Part of Advances in Neural Information Processing Systems 30 (NIPS 2017)
Mohammadhossein Bateni, Soheil Behnezhad, Mahsa Derakhshan, MohammadTaghi Hajiaghayi, Raimondas Kiveris, Silvio Lattanzi, Vahab Mirrokni
Graph clustering is a fundamental task in many data-mining and machine-learning pipelines. In particular, identifying a good hierarchical structure is at the same time a fundamental and challenging problem for several applications. The amount of data to analyze is increasing at an astonishing rate each day. Hence there is a need for new solutions to efficiently compute effective hierarchical clusterings on such huge data. The main focus of this paper is on minimum spanning tree (MST) based clusterings. In particular, we propose affinity, a novel hierarchical clustering based on Boruvka's MST algorithm. We prove certain theoretical guarantees for affinity (as well as some other classic algorithms) and show that in practice it is superior to several other state-of-the-art clustering algorithms. Furthermore, we present two MapReduce implementations for affinity. The first one works for the case where the input graph is dense and takes constant rounds.

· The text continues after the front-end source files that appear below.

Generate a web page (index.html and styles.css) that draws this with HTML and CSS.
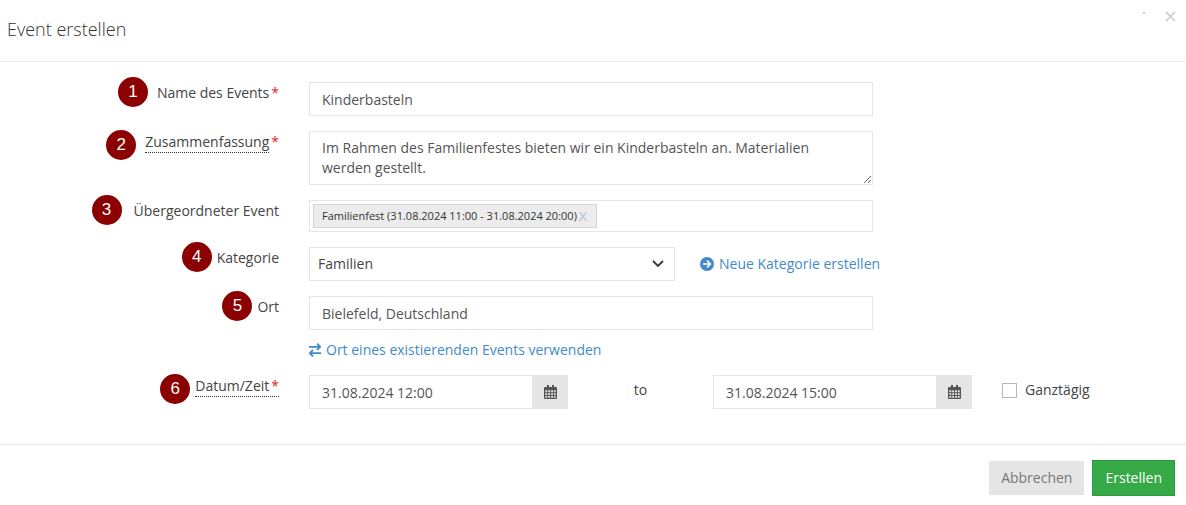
FILE: index.html
```html
<!DOCTYPE html>
<html lang="de">
<head>
<meta charset="utf-8">
<meta name="viewport" content="width=device-width, initial-scale=1">
<title>Event erstellen</title>
<link rel="stylesheet" href="styles.css">
</head>
<body>
<svg class="sprite" aria-hidden="true">
  <symbol id="calendar" viewBox="0 0 13 14">
    <path fill="currentColor" fill-rule="evenodd" d="M3 0h2v2h3V0h2v2h2q1 0 1 1v10q0 1-1 1H1q-1 0-1-1V3q0-1 1-1h2zM1.300 5.300v1.900h2V5.300zm2.900 0v1.900h1.900V5.300zm2.900 0v1.900H9V5.300zm2.800 0v1.900h1.800V5.300zM1.300 8.200v1.900h2V8.200zm2.900 0v1.900h1.900V8.200zm2.900 0v1.900H9V8.200zm2.800 0v1.900h1.800V8.200zM1.300 11.100v1.600h2v-1.600zm2.900 0v1.600h1.900v-1.600zm2.900 0v1.600H9v-1.600zm2.800 0v1.600h1.800v-1.600z"/>
  </symbol>
</svg>
<form class="dialog">
  <header class="dialog-header">
    <h1 class="title">Event erstellen</h1>
    <div class="window-tools">
      <span class="dot"></span>
      <button class="close" type="button" aria-label="Schließen">
        <svg width="11" height="11" viewBox="0 0 11 11"><path d="M1 1l9 9M10 1l-9 9" stroke="#c8c8c8" stroke-width="1.5" fill="none"/></svg>
      </button>
    </div>
  </header>

  <main class="dialog-body">
    <div class="row">
      <div class="label-cell gap-medium">
        <span class="step">1</span>
        <label for="name">Name des Events<span class="required">*</span></label>
      </div>
      <input class="control" id="name" type="text" value="Kinderbasteln">
    </div>

    <div class="row">
      <div class="label-cell gap-medium has-hint">
        <span class="step">2</span>
        <label for="summary"><span class="hint">Zusammenfassung</span><span class="required">*</span></label>
      </div>
      <textarea class="control summary" id="summary" rows="2">Im Rahmen des Familienfestes bieten wir ein Kinderbasteln an. Materialien werden gestellt.</textarea>
    </div>

    <div class="row">
      <div class="label-cell gap-wide">
        <span class="step">3</span>
        <label for="parent">Übergeordneter Event</label>
      </div>
      <div class="tag-box">
        <span class="tag">Familienfest (31.08.2024 11:00 - 31.08.2024 20:00)<button class="tag-remove" type="button" aria-label="Entfernen">X</button></span>
        <input class="tag-input" id="parent" type="text">
      </div>
    </div>

    <div class="row">
      <div class="label-cell">
        <span class="step">4</span>
        <label for="category">Kategorie</label>
      </div>
      <div class="category-cell">
        <div class="select-wrap">
          <select class="control category" id="category"><option>Familien</option></select>
          <svg class="chevron" width="12" height="8" viewBox="0 0 12 8"><path d="M1 1l5 5 5-5" fill="none" stroke="#333" stroke-width="1.800"/></svg>
        </div>
        <a class="link" href="#">
          <svg width="14" height="14" viewBox="0 0 14 14"><circle cx="7" cy="7" r="7" fill="#428bca"/><path d="M3 7h7M7 3.6L10.400 7 7 10.400" fill="none" stroke="#fff" stroke-width="1.600"/></svg>
          Neue Kategorie erstellen
        </a>
      </div>
    </div>

    <div class="row">
      <div class="label-cell">
        <span class="step">5</span>
        <label for="place">Ort</label>
      </div>
      <div class="place-cell">
        <input class="control" id="place" type="text" value="Bielefeld, Deutschland">
        <a class="link" href="#">
          <svg width="12" height="14" viewBox="0 0 12 14"><path d="M0 3.800h10.500M8 .6L11.200 3.800 8 7M12 10.200H1.500M4 7L.8 10.200 4 13.400" fill="none" stroke="#428bca" stroke-width="1.800"/></svg>
          Ort eines existierenden Events verwenden
        </a>
      </div>
    </div>

    <div class="row">
      <div class="label-cell has-hint">
        <span class="step">6</span>
        <label for="start"><span class="hint">Datum/Zeit<span class="required">*</span></span></label>
      </div>
      <div class="date-cell">
        <div class="date-group">
          <input class="control" id="start" type="text" value="31.08.2024 12:00">
          <button class="addon" type="button" aria-label="Startdatum wählen"><svg width="13" height="14"><use href="#calendar"/></svg></button>
        </div>
        <span class="to">to</span>
        <div class="date-group">
          <input class="control" type="text" aria-label="Ende" value="31.08.2024 15:00">
          <button class="addon" type="button" aria-label="Enddatum wählen"><svg width="13" height="14"><use href="#calendar"/></svg></button>
        </div>
        <label class="all-day"><input class="checkbox" type="checkbox">Ganztägig</label>
      </div>
    </div>
  </main>

  <footer class="dialog-footer">
    <button class="button" type="button">Abbrechen</button>
    <button class="button primary" type="submit">Erstellen</button>
  </footer>
</form>
</body>
</html>
```

FILE: styles.css
```css
* { box-sizing: border-box; }
body {
  margin: 0;
  background: #fff;
  color: #444;
  font: 14px/20px "Open Sans", "Noto Sans", sans-serif;
}
.sprite { display: none; }
svg { flex: none; }
input, select, textarea, button { font: inherit; margin: 0; border-radius: 0; }

.dialog-header {
  display: flex;
  justify-content: space-between;
  min-height: 62px;
  padding: 11px 10px 0 7px;
  border-bottom: 1px solid #eee;
}
.title { margin: 6px 0 0; font-size: 18px; line-height: 24px; font-weight: 300; color: #333; }
.window-tools { display: flex; align-items: flex-start; gap: 20px; }
.dot { width: 2px; height: 2px; margin-top: 1px; background: #ccc; }
.close { display: flex; padding: 0; border: 0; background: none; }

.dialog-body { display: grid; gap: 15px; padding: 20px 0 35px; }
.row {
  display: grid;
  grid-template-columns: minmax(0, 279fr) minmax(0, 564fr) minmax(0, 253fr);
  column-gap: 30px;
  padding-right: 30px;
}
.label-cell {
  display: flex;
  align-items: flex-start;
  justify-content: flex-end;
  gap: 5px;
}
.label-cell label { padding-top: 1px; }
.gap-medium { gap: 9px; }
.gap-wide { gap: 12px; }
.required { margin-left: 2px; color: #e02222; }
.hint { display: inline-block; border-bottom: 1px dotted #333; }
.step {
  width: 30px;
  height: 30px;
  margin: -5px 0;
  border-radius: 50%;
  background: #8b0000;
  color: #fff;
  font: 17px/30px "Liberation Sans", Arial, sans-serif;
  text-align: center;
}
.has-hint .step { margin: -1px 0; }

.control {
  display: block;
  width: 100%;
  min-width: 0;
  height: 34px;
  padding: 6px 12px;
  border: 1px solid #e5e5e5;
  background: #fff;
  color: #555;
}
.summary { height: 54px; resize: vertical; }

.tag-box { display: flex; height: 32px; padding: 3px; border: 1px solid #e5e5e5; }
.tag {
  display: flex;
  flex: none;
  align-items: center;
  gap: 2px;
  padding: 0 9px 0 8px;
  border: 1px solid #d5d5d5;
  background: #ececec;
  color: #333;
  font-size: 11px;
}
.tag-remove { padding: 0; border: 0; background: none; color: #c8c8c8; font-size: 13px; font-weight: 600; }
.tag-input { flex: 1; min-width: 0; border: 0; outline: 0; background: none; }

.category-cell, .date-cell { grid-column: 2 / 4; }
.category-cell {
  display: grid;
  grid-template-columns: minmax(0, 366fr) minmax(0, 456fr);
  column-gap: 25px;
  align-items: center;
}
.select-wrap { position: relative; }
.category { appearance: none; padding: 0 30px 0 8px; color: #444; }
.chevron { position: absolute; right: 11px; top: 13px; pointer-events: none; }
.link { display: flex; align-items: center; gap: 5px; color: #428bca; text-decoration: none; }
.place-cell { display: grid; gap: 10px; }

.date-cell {
  display: grid;
  grid-template-columns: minmax(0, 259fr) minmax(0, 145fr) minmax(0, 259fr) minmax(0, 184fr);
}
.date-group { display: flex; }
.addon {
  display: flex;
  flex: none;
  align-items: center;
  justify-content: center;
  width: 35px;
  padding: 0;
  border: 0;
  background: #e5e5e5;
  color: #555;
}
.to { padding-top: 5px; text-align: center; }
.all-day { display: flex; align-items: center; gap: 8px; height: 30px; padding-left: 30px; }
.checkbox { appearance: none; width: 15px; height: 15px; border: 1px solid #b5b5b5; background: #fff; }
.checkbox:checked { background: #428bca; }

.dialog-footer {
  display: flex;
  align-items: center;
  justify-content: flex-end;
  gap: 8px;
  padding: 15px 11px 9px;
  border-top: 1px solid #e5e5e5;
}
.button { padding: 7px 12px; border: 0; background: #e5e5e5; color: #777; }
.primary { border: 1px solid #2c9a41; background: #35aa47; color: #fff; font-weight: 500; }
```
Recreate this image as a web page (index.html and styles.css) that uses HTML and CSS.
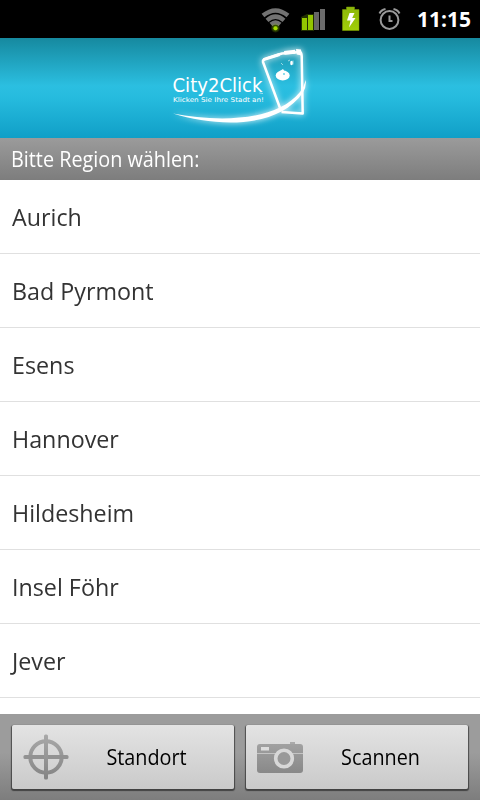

It is based on a Massively Parallel MST algorithm for dense graphs that improves upon the state-of-the-art algorithm of Lattanzi et al. (SPAA 2011). Our second algorithm has no assumption on the density of the input graph and finds the affinity clustering in $O(\log n)$ rounds using Distributed Hash Tables (DHTs). We show experimentally that our algorithms are scalable for huge data sets, e.g., for graphs with trillions of edges.